Por que a industrialização por substituição de importações (ISI) latino-americana causou sérios problemas nos anos 1970/1980?

A enxurrada de "dinheiro quente" (crédito a prazo curto e juro alto) e a desregulamentação financeira nos anos 1970 causaram um desastre na América Latina. No final dos anos 1970 e início dos anos 1980, a experiência semi-monetarista de Paul Volcker e a escalada das taxas de juros nos EUA quebraram as economias latino-americanas de maneira terrível (um fenômeno que, aliás, foi um precursor da crise financeira asiática de 1997-1998.) Este texto trata dos problemas internos das políticas de industrialização por substituição de importações (ISI) na América Latina.

Erik S. Reinert (2007), em seu livro "Como os Países Ricos Ficaram Ricos e Porque os Países Pobres Ficam Pobres", apresenta as deficiências do planejamento latino-americano, como segue:

1) a ISI latino-americana negligenciou a necessidade de crescimento nas exportações das indústrias e a necessidade de eventualmente guiar essas indústrias na competição no mercado mundial. Para a concorrência no mercado mundial seriam necessárias políticas que impulsionassem a inovação, o crescimento da produtividade da indústria transformadora e o crescimento da quota de mercado. Ao mesmo tempo, a concorrência pura e simples no mercado livre não era a resposta, mas reduzir gradualmente o protecionismo e ajudando as indústrias, quando necessário, com a intervenção do governo para promover sua capacidade de competir;

2) a tecnologia utilizada nas indústrias tendia a ficar aquém do resto do mundo;

3) os governos falharam em criar indústrias domésticas que produzissem mais tecnologia e fatores de insumos utilizados nas principais indústrias transformadoras;

4) o tipo de indústrias criadas não impulsionou a demanda de um grande número de trabalhadores especializados e de profissionais tecnocratas, e os governos negligenciaram a profissionalização das pessoas onde havia demanda por esses trabalhadores;

5
) um maior grau de nepotismo na nomeação de pessoas envolvidas na indústria, sem avaliação das competências;


6) dificuldades na reforma agrária e na distribuição da terra;

7) a desigualdade de renda e a falta de expansão da demanda interna restringiram o mercado interno de bens manufaturados e, portanto, a capacidade do setor manufatureiro de se expandir. Ou seja, o mercado doméstico permaneceu pequeno;

8) lucros cada vez mais derivados da busca estática de renda (em detrimento ao investimento);

9) concorrência prejudicial entre produtores e fornecedores, quando uma cooperação intensa funcionaria melhor através da criação de cadeias de abastecimento internas altamente integradas.

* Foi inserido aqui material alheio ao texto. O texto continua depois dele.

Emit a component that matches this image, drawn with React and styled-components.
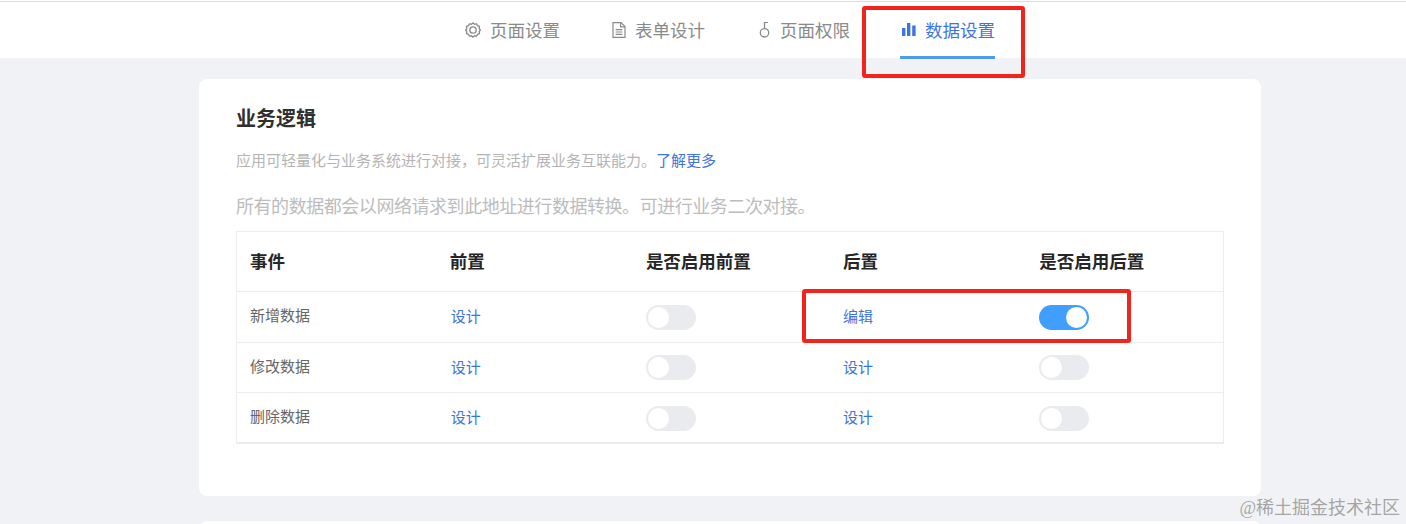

Como observa Reinert, as nações do Leste Asiático, como o Japão, a Coréia do Sul e Taiwan, fizeram o oposto da América Latina em relação aos itens da lista acima.

Se os governos latino-americanos não tivessem cometido esses erros desde o início, a industrialização latino-americana teria sido muito mais bem-sucedida, como no caso do desenvolvimento do Leste Asiático. Além disso, uma vez que várias nações latino-americanas são muito ricas em recursos naturais, teriam estado em melhor posição para o crescimento econômico de longo prazo em comparação com a Ásia Oriental, que é pobre em recursos.

A conclusão a que chegamos é que a intervenção estatal é fundamental para que as nações cresçam de forma soberana. Porém, é necessário que as lições do passado não se percam, para que decisões governamentais bem sucedidas (como as verificadas na Ásia) sejam replicadas, e para que erros de decisão (como os constatados na America Latina) não se repitam.